To be sure, academia is critical—but the workplace lasts the rest of your life. And while young women may thrive in a merit-based system, there is growing evidence to prove they don’t have the skills to excel in a professional setting. Young women are four times less likely to negotiate a first salary, and, according to a recent Girl Scouts study, afraid to take on leadership positions they fear will make them seem “bossy.” “The zeitgeist is that girls are excelling and boys are having trouble,” says Rachel Simmons, the author of The Curse of the Good Girl.
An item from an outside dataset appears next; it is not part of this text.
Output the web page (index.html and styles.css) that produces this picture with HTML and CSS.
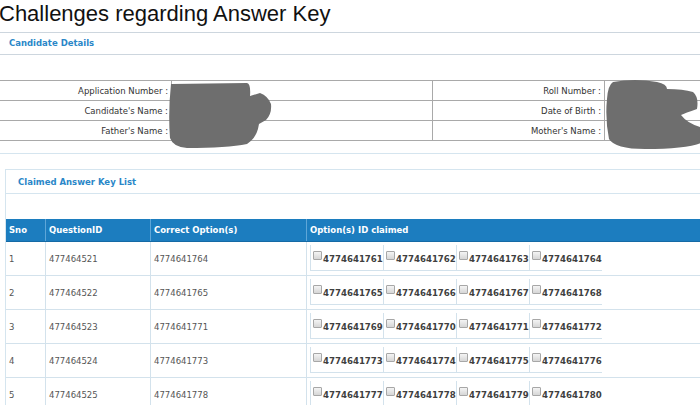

But it all depends on what you’re measuring.” In other words, all those ribbons and medals don’t translate to the real world if women are too afraid to ask for what they deserve.
Kristof makes the point that this doesn’t need to be a zero-sum game: “We should be able to help struggling boys without imposing any cost on girls,” he writes. He’s right. But the reality remains: gender inequities still—as they have for centuries—damage many more women than men.